Below’s a sweep of alternatively-weighted ETFs in the developed market equities category, benchmarked against an MSCI World market-cap driven ETF:

I’ve chosen the longest possible comparison period for this ETF selection: 4 September 2015 – 28 February 2025. Indices are based on the MSCI World stock universe where available.

The market cap product came third out of a field of 12.

Only Momentum and Quality did better over this period. The SRI-screened version of the MSCI World came close. The rest trailed by a considerable margin.

Quality beat the Market Cap ETF by less than 0.2% annualised. Neither here nor there.

Momentum won by almost 2% a year though. I’d definitely take that!

But we’re back to the old dilemma. Could you have predicted the winners of this race some ten years ago?

Indeed if you were investing at the time, did you predict it?

I didn’t. I was invested in Quality and Momentum via a Multi-factor ETF. However, that product also invested in Value and Small Cap, and it lagged the market by 2% annualised overall.

There’s no guarantee that Momentum will dominate the next ten years.

None at all.

Risk curious

There’s another way of looking at investment performance: through the lens of risk-adjusted returns.

Risk-adjusted returns measure an investment’s performance relative to the amount of risk taken to achieve it. A high return investment might seem very attractive versus a lower return option – until you consider their respective volatility.

To account for this, a metric like the Sharpe ratio helps you determine if an investment is delivering superior returns for the level of risk taken.

Rational investors are meant to prefer the investment with the best risk-adjusted returns. As opposed to just the investment with the highest return, irrespective of the psychological torture it may inflict along the way.

Happily, the website justETF enables us to calculate the Sharpe ratio for each ETF by comparing annualised returns against volatility.

The higher the Sharpe ratio, the better the risk-adjusted returns. In other words, the more return you get per unit of risk, as measured by volatility.

justETF presents the information as a pretty but hard-to-read heat map:

Really, we just need a table of Sharpe ratios. The highest number scoops the best risk-adjusted return.

Here then is the ranking for the top five ETFs in risk-adjusted terms:

Underlying index Sharpe ratio
Equal Weight 0.88
Market Cap 0.87
Quality 0.87
Momentum 0.86
SRI 0.84

From this perspective we see the equal-weighted index is a nose ahead. Market cap comes in joint 2nd.

Momentum causes a teeny bit of unjustifiable pain in exchange for its extra 2% annualised return.

And once again, the simple market cap commodity product proved more than a match for the majority of its designer rivals.

Doubtless if we come back in ten years, the field will have reordered itself.

It could even be that the market cap ETF comes in last by that point.

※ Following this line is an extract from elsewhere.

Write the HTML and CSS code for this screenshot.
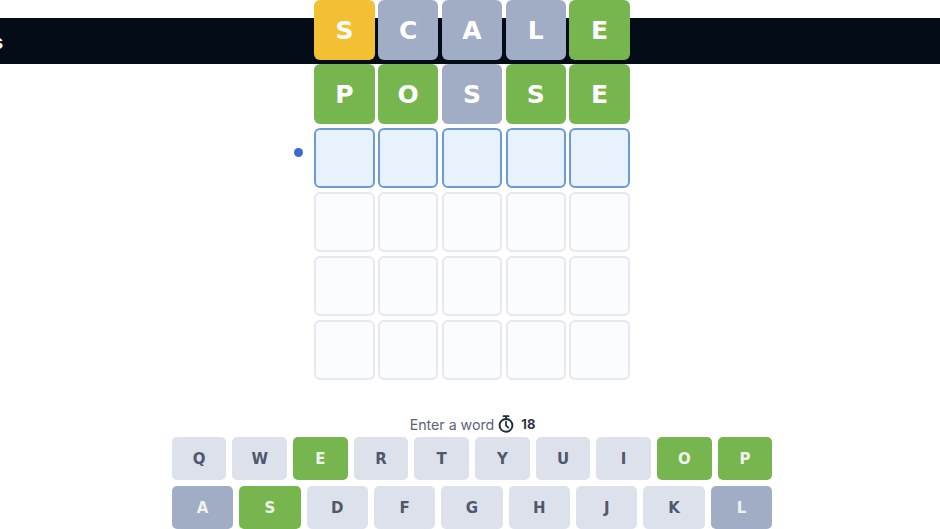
FILE: index.html
```html
<!DOCTYPE html>
<html lang="en">
<head>
<meta charset="utf-8">
<title>Word game</title>
<link rel="stylesheet" href="styles.css">
</head>
<body>
<div class="banner"><span class="banner-text">s</span></div>
<main class="game">
  <div class="board">
    <div class="tile gold">S</div><div class="tile grey">C</div><div class="tile grey">A</div><div class="tile grey">L</div><div class="tile green">E</div>
    <div class="tile green">P</div><div class="tile green">O</div><div class="tile grey">S</div><div class="tile green">S</div><div class="tile green">E</div>
    <div class="tile active"><span class="dot"></span></div><div class="tile active"></div><div class="tile active"></div><div class="tile active"></div><div class="tile active"></div>
    <div class="tile empty"></div><div class="tile empty"></div><div class="tile empty"></div><div class="tile empty"></div><div class="tile empty"></div>
    <div class="tile empty"></div><div class="tile empty"></div><div class="tile empty"></div><div class="tile empty"></div><div class="tile empty"></div>
    <div class="tile empty"></div><div class="tile empty"></div><div class="tile empty"></div><div class="tile empty"></div><div class="tile empty"></div>
  </div>
  <div class="status">
    <span>Enter a word</span>
    <svg class="timer" viewBox="0 0 18 18" width="18" height="18" aria-hidden="true">
      <path d="M6.5 1.2h5M9 1.2v2.6" fill="none" stroke="#1f2a3d" stroke-width="1.8" stroke-linecap="round"/>
      <circle cx="9" cy="10.4" r="6.4" fill="none" stroke="#1f2a3d" stroke-width="1.9"/>
      <path d="M9 6.6v4l2.4 2" fill="none" stroke="#1f2a3d" stroke-width="1.7" stroke-linecap="round"/>
    </svg>
    <strong>18</strong>
  </div>
  <div class="keyboard">
    <div class="keys keys-top">
      <div class="key">Q</div><div class="key">W</div><div class="key key-green">E</div><div class="key">R</div><div class="key">T</div><div class="key">Y</div><div class="key">U</div><div class="key">I</div><div class="key key-green">O</div><div class="key key-green">P</div>
    </div>
    <div class="keys keys-mid">
      <div class="key key-grey">A</div><div class="key key-green">S</div><div class="key">D</div><div class="key">F</div><div class="key">G</div><div class="key">H</div><div class="key">J</div><div class="key">K</div><div class="key key-grey">L</div>
    </div>
  </div>
</main>
</body>
</html>
```
FILE: styles.css
```css
* { box-sizing: border-box; }
html, body { margin: 0; height: 100%; }
body {
  position: relative;
  overflow: hidden;
  background: #fff;
  font-family: "Inter", "Liberation Sans", sans-serif;
}
.banner {
  position: absolute;
  top: 17.5px;
  left: 0;
  right: 0;
  height: 46.5px;
  overflow: hidden;
  background: #040c18;
}
.banner-text {
  position: absolute;
  left: -8px;
  top: 12px;
  color: #fff;
  font-size: 20px;
  font-weight: 700;
}
.game {
  position: relative;
  display: flex;
  flex-direction: column;
  align-items: center;
}
.board {
  display: grid;
  grid-template-columns: repeat(5, 60.25px);
  grid-auto-rows: 60.25px;
  column-gap: 3.5px;
  row-gap: 3.75px;
  margin-left: 4px;
}
.tile {
  position: relative;
  display: flex;
  align-items: center;
  justify-content: center;
  border-radius: 6px;
  color: #fff;
  font-family: "DejaVu Sans", "Inter", sans-serif;
  font-size: 25px;
  font-weight: 700;
}
.gold { background: #f4c033; }
.green { background: #77b64f; }
.grey { background: #a1adc5; }
.active { background: #e7f2fc; border: 2px solid #6b9ccf; }
.empty { background: #fbfcff; border: 2px solid #e6e8ec; }
.dot {
  position: absolute;
  left: -22px;
  top: 18px;
  width: 9px;
  height: 9px;
  border-radius: 50%;
  background: #3f68d0;
}
.status {
  display: flex;
  align-items: center;
  gap: 3px;
  height: 20px;
  margin-top: 34px;
  margin-left: 5px;
  color: #5a6475;
  font-size: 14.2px;
}
.status strong { margin-left: 3px; color: #2a3448; font-size: 13px; }
.keyboard {
  display: flex;
  flex-direction: column;
  gap: 6px;
  width: 600.5px;
  margin-top: 3px;
  margin-left: 4px;
}
.keys { display: grid; column-gap: 6px; grid-auto-rows: 43px; }
.keys-top { grid-template-columns: repeat(10, 1fr); }
.keys-mid { grid-template-columns: repeat(9, 1fr); }
.key {
  display: flex;
  align-items: center;
  justify-content: center;
  border-radius: 5px;
  background: #dde1ec;
  color: #4f596d;
  font-family: "DejaVu Sans", "Inter", sans-serif;
  font-size: 15px;
  font-weight: 700;
}
.key-green { background: #77b64f; color: #eef3ea; }
.key-grey { background: #a1adc5; color: #eef3ea; }
```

You could hedge against that outcome by allocating some of your portfolio to the alternatively-weighted indexes – say if you’re worried about seemingly very high US valuations.

But remember that every pound you invest this way is a bet against the wisdom of the market.

The pros of market cap index tracking

Here are some additional reasons to retain your faith in market cap-weighted indexes:

  • Simplicity – Market cap indices are easy to understand. The bigger a company is relative to the rest, the greater its presence in the index. That’s it, bar common sense rules to guard against over-concentration in the event we all go bananas and back SnakeOilSystems Inc to take over the world.
  • Low costs – Broad market cap indices contain the most liquid equities and have low turnover. That’s why they cost so little. Alternatively-weighted indices are more expensive but promise superior returns. However while the costs are nailed on, the potentially higher returns aren’t.
  • Performance chasing – Different strategies work best in different time periods. Something will be declared ‘hot’ based on recent performance. This reduces the likelihood of it outperforming in the future. Johnny-come-latelys swarm in, only to dump the funds when they fail to make ‘em rich. It’s always best to resist the temptation to jump on a bandwagon.
  • Tracking error regret – How will you feel when your alternative strategy eats the market’s dust for five years straight? When returns soar we take it as confirmation that we’re as brilliant and blessed as we always suspected. But how happy will we be when our high-cost strategy is left billowing black smoke? That’s not a pain you have to feel if you simply invest in the market.
  • Hard evidence – Twenty years is a reasonable amount of time to judge a strategy’s performance. Ten will do, five is barely acceptable. Anything less is irrelevant.
  • No guarantees – The risk factors that power alternatively-weighted strategies are typically based on academic simulations that ignore real-world frictions. The excess returns discovered in theory are typically diminished in reality by:

Diluted implementation: For example, long-only portfolios instead of long-short constructions.

Overcrowded trades: There’s evidence that factor returns decline by about a third after discovery as investors bid up prices on newly sought-after stocks.

Or as John Bogle put it in The Little Book of Common Sense Investing:

I’m skeptical that any kind of superior performance will endure forever. Nothing does!

High costs and taxes: Chunkier expenses have a greater impact on your returns, as we discussed.

Tried and tested

I say all of the above as someone who actually does invest in alternatively- and market-cap weighted trackers.

I’ve stuck with both for nearly 20 years but – as you can deduce from the graphs above – I’m very glad I didn’t abandon market cap investing.

I’ve no idea how the next decade will play out. Hence I’m content to maintain a position in both camps.

I still buy into the argument that alternatively-weighted indexes diversify my sources of reward, but I know it’s a risk.

And sometimes you just can’t beat plain and simple.